Bioconductor / DelayedArray

A unified framework for working transparently with on-disk and in-memory array-like datasets
https://bioconductor.org/packages/DelayedArray
24 stars 9 forks source link

generic for deep copying #31

Closed mikejiang closed 6 years ago

mikejiang commented 6 years ago

I haven't found the specification regarding to the generic interface (e.g. clone or deep_copy generics) for implementing the deep copy of DelayedArray object with the file backend.

mikejiang commented 6 years ago

or the generic interface for copy_on_write?

hpages commented 6 years ago

Hi Mike,

There is no clone() or deep_copy() for DelayedArray objects. This is generally not needed because operations that "seem" to modify a DelayedArray object A "in-place" (e.g. dim(A) <- new_dim, A[...] <- value, or A <- log(A)) are delayed. Delayed operations never alter the original array data (i.e. the on-disk array data that the original DelayedArray object was pointing at). More generally speaking the DelayedArray package always treats the existing on-disk data as read-only. New data is written to disk only when the user triggers realization of the object (e.g. with writeHDF5Array(x), as(x, "HDF5Array"), writeTENxMatrix(x), as(x, "TENxMatrix"), realize(), etc..., see the individual man pages for the details).

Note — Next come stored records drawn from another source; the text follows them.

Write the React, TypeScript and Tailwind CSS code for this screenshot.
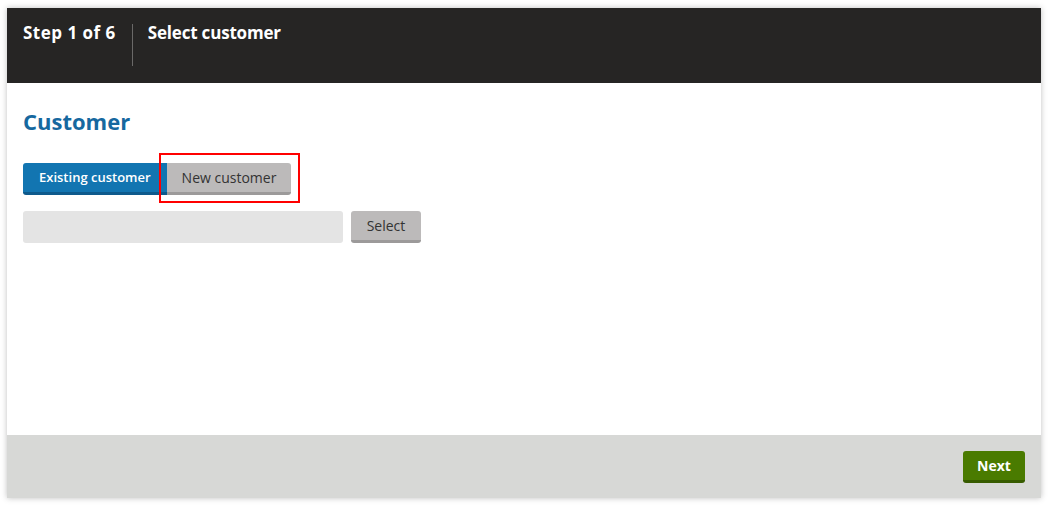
export default function App() {
  return (
    <div className="min-h-[508px] w-full bg-white pl-[7px] pr-[8px] pt-[8px] font-['Open_Sans',sans-serif]">
      <div className="flex h-[490px] flex-col bg-white shadow-[0_0_6px_rgba(0,0,0,0.25)]">
        <header className="flex h-[75px] items-start bg-[#262524] pt-[16px] text-white">
          <div className="pl-[16px] pr-[16px] text-[17px] font-bold leading-[18px] tracking-[0.5px]">Step 1 of 6</div>
          <div className="h-[42px] w-px bg-[#6a6968]" />
          <div className="pl-[15px] text-[17px] font-bold leading-[18px] tracking-[-0.2px]">Select customer</div>
        </header>

        <main className="flex-1 px-[16px] pt-[24px]">
          <h1 className="text-[22px] font-bold leading-[28px] text-[#16689f]">Customer</h1>

          <div className="mt-[28px] flex">
            <button className="h-[32px] rounded-l-[3px] border-b-[3px] border-[#0e5a8c] bg-[#1275b1] px-[16px] text-[13px] font-semibold text-white">
              Existing customer
            </button>
            <div className="relative">
              <button className="h-[32px] rounded-r-[3px] border-b-[3px] border-[#9c9a9a] bg-[#bcbaba] px-[15px] text-[14px] text-[#333]">
                New customer
              </button>
              <div className="pointer-events-none absolute -left-[8px] -top-[10px] h-[50px] w-[141px] border-[2px] border-[#ff0000]" />
            </div>
          </div>

          <div className="mt-[16px] flex gap-[8px]">
            <input className="h-[32px] w-[320px] rounded-[3px] bg-[#e4e4e4] px-[8px] text-[14px] outline-none" />
            <button className="h-[32px] w-[70px] rounded-[3px] border-b-[3px] border-[#9c9a9a] bg-[#bcbaba] text-[14px] text-[#333]">
              Select
            </button>
          </div>
        </main>

        <footer className="flex h-[63px] items-start justify-end bg-[#d7d8d6] pr-[16px] pt-[16px]">
          <button className="h-[32px] w-[62px] rounded-[3px] border-b-[3px] border-[#375c00] bg-[#4a7b00] text-[14px] font-bold text-white">
            Next
          </button>
        </footer>
      </div>
    </div>
  );
}
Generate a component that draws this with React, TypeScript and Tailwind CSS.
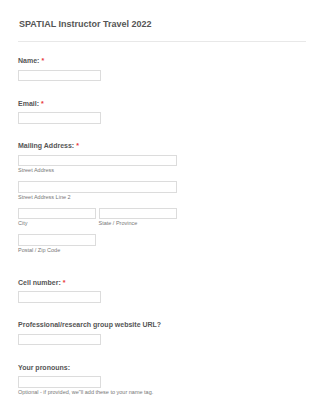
import React from "react";

const font = { fontFamily: '"Liberation Sans", Arial, sans-serif' };

function Label({ text, required }: { text: string; required?: boolean }) {
  return (
    <div className="text-[7px] leading-[10px] font-bold text-[#555]">
      {text}
      {required && <span className="ml-[2px] text-[#e8393a]">*</span>}
    </div>
  );
}

function Input({ className = "w-[82.5px]" }: { className?: string }) {
  return <div className={`h-[11.5px] border border-[#dcdcdc] bg-white ${className}`} />;
}

function Sub({ text }: { text: string }) {
  return <div className="mt-[1px] mb-[7px] text-[5.5px] leading-[7px] text-[#777]">{text}</div>;
}

export default function App() {
  return (
    <div className="w-[325px] h-[400px] overflow-hidden bg-white pl-[18px]" style={font}>
      {/* Header */}
      <div className="pt-[17.5px] text-[9px] leading-[12px] font-bold text-[#555] pl-[1px]">
        SPATIAL Instructor Travel 2022
      </div>
      <div className="mt-[11.5px] h-px w-[288px] bg-[#e8e8e8]" />

      {/* Name */}
      <div className="mt-[14px]">
        <Label text="Name:" required />
        <div className="mt-[3.5px]">
          <Input />
        </div>
      </div>

      {/* Email */}
      <div className="mt-[17.5px]">
        <Label text="Email:" required />
        <div className="mt-[3.5px]">
          <Input />
        </div>
      </div>

      {/* Mailing address */}
      <div className="mt-[17.5px]">
        <Label text="Mailing Address:" required />
        <div className="mt-[3.5px]">
          <Input className="w-[158.5px]" />
          <Sub text="Street Address" />
          <Input className="w-[158.5px]" />
          <Sub text="Street Address Line 2" />
          <div className="flex gap-[2.5px]">
            <div>
              <Input className="w-[78px]" />
              <Sub text="City" />
            </div>
            <div>
              <Input className="w-[78px]" />
              <Sub text="State / Province" />
            </div>
          </div>
          <Input className="w-[78px]" />
          <Sub text="Postal / Zip Code" />
        </div>
      </div>

      {/* Cell number */}
      <div className="mt-[24px]">
        <Label text="Cell number:" required />
        <div className="mt-[3.5px]">
          <Input />
        </div>
      </div>

      {/* Website */}
      <div className="mt-[17.5px]">
        <Label text="Professional/research group website URL?" />
        <div className="mt-[3.5px]">
          <Input />
        </div>
      </div>

      {/* Pronouns */}
      <div className="mt-[17.5px]">
        <Label text="Your pronouns:" />
        <div className="mt-[3.5px]">
          <Input />
          <Sub text={'Optional - if provided, we"ll add these to your name tag.'} />
        </div>
      </div>
    </div>
  );
}
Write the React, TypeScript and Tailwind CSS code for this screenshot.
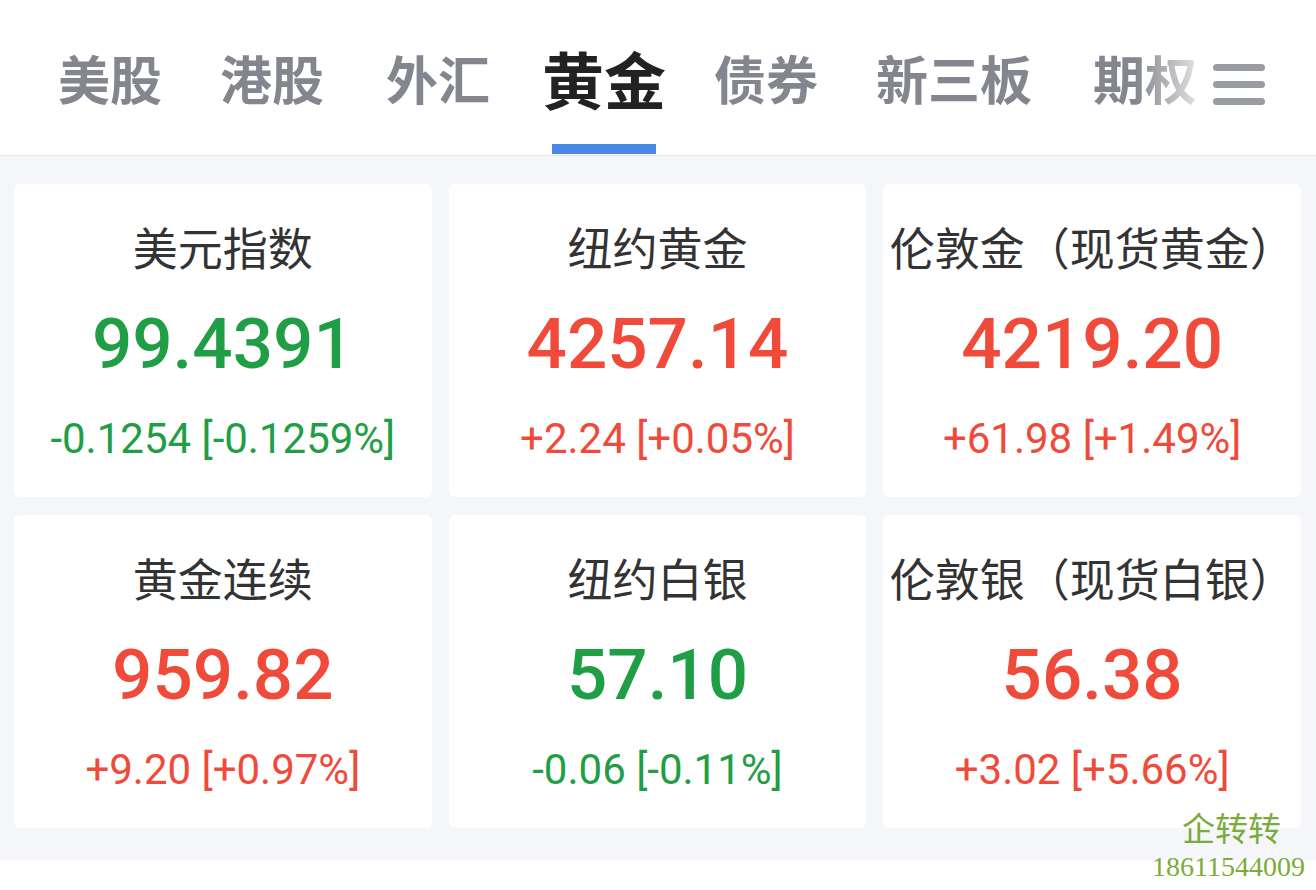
import React from "react";

const cjk = "font-['Noto_Sans_CJK_SC',sans-serif]";
const num = "font-['Roboto','Noto_Sans_CJK_SC',sans-serif]";

const tabs = [
  { label: "美股", ml: "ml-[58px]" },
  { label: "港股", ml: "ml-[58px]" },
  { label: "外汇", ml: "ml-[62px]" },
  { label: "黄金", ml: "ml-[52px]" },
  { label: "债券", ml: "ml-[48px]" },
  { label: "新三板", ml: "ml-[58px]" },
  { label: "期权", ml: "ml-[61px]" },
];

type Quote = { name: string; price: string; change: string; up: boolean };

const quotes: Quote[] = [
  { name: "美元指数", price: "99.4391", change: "-0.1254 [-0.1259%]", up: false },
  { name: "纽约黄金", price: "4257.14", change: "+2.24 [+0.05%]", up: true },
  { name: "伦敦金（现货黄金）", price: "4219.20", change: "+61.98 [+1.49%]", up: true },
  { name: "黄金连续", price: "959.82", change: "+9.20 [+0.97%]", up: true },
  { name: "纽约白银", price: "57.10", change: "-0.06 [-0.11%]", up: false },
  { name: "伦敦银（现货白银）", price: "56.38", change: "+3.02 [+5.66%]", up: true },
];

function QuoteCard({ q }: { q: Quote }) {
  const color = q.up ? "text-[#ef4a3a]" : "text-[#1f9e45]";
  return (
    <div className="h-[313px] rounded-[6px] bg-white flex flex-col items-center pt-[35px] overflow-hidden">
      <div className={`${cjk} text-[45px] leading-[56px] text-[#333333] whitespace-nowrap`}>{q.name}</div>
      <div className={`${num} ${color} mt-[27px] text-[71px] leading-[84px] font-medium`}>{q.price}</div>
      <div className={`${num} ${color} mt-[30px] text-[42px] leading-[46px] whitespace-nowrap`}>{q.change}</div>
    </div>
  );
}

export default function App() {
  return (
    <div className="w-[1316px] h-[890px] bg-white relative overflow-hidden">
      <header className="h-[156px] border-b border-[#e6e7ea] relative flex items-start">
        <nav className="flex items-center h-[156px] whitespace-nowrap">
          {tabs.map((t) => {
            const active = t.label === "黄金";
            return (
              <div key={t.label} className={`relative flex flex-col items-center ${t.ml}`}>
                <span
                  className={`${cjk} font-bold ${
                    active ? "text-[62px] leading-[72px] text-[#222222]" : "text-[52px] leading-[72px] text-[#83868e]"
                  }`}
                >
                  {t.label}
                </span>
                {active && <div className="absolute top-[102px] w-[104px] h-[10px] bg-[#4a88e6]" />}
              </div>
            );
          })}
        </nav>
        <div className="absolute right-0 top-0 h-[150px] w-[180px] flex items-center justify-end pr-[51px] bg-gradient-to-r from-white/0 via-white via-[45%] to-white">
          <div className="flex flex-col gap-[10px] mt-[18px]">
            <div className="w-[52px] h-[7px] rounded-full bg-[#9a9ca4]" />
            <div className="w-[52px] h-[7px] rounded-full bg-[#9a9ca4]" />
            <div className="w-[52px] h-[7px] rounded-full bg-[#9a9ca4]" />
          </div>
        </div>
      </header>

      <main className="bg-[#f5f6fa] pt-[28px] pl-[14px] pr-[15px] pb-[32px] grid grid-cols-3 gap-x-[17px] gap-y-[18px]">
        {quotes.map((q) => (
          <QuoteCard key={q.name} q={q} />
        ))}
      </main>

      <div className="absolute right-[11px] top-[808px] flex flex-col items-center text-[#7aab3c]">
        <div className="font-['Liberation_Serif','Noto_Sans_CJK_SC',serif] text-[33px] leading-[44px] ml-[6px]">企转转</div>
        <div className="font-['Liberation_Serif',serif] text-[28px] leading-[30px]">18611544009</div>
      </div>
    </div>
  );
}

All these functions return a pristine DelayeArray object pointing to a new data set containing the transformed array data.

So a clone() or deep_copy() for DelayedArray objects is typically not needed. They could be added though if someone had a compelling use case for this.

Hope this makes sense, H.

hpages commented 6 years ago

Hope this answered your question. Feel free to re-open if it didn't.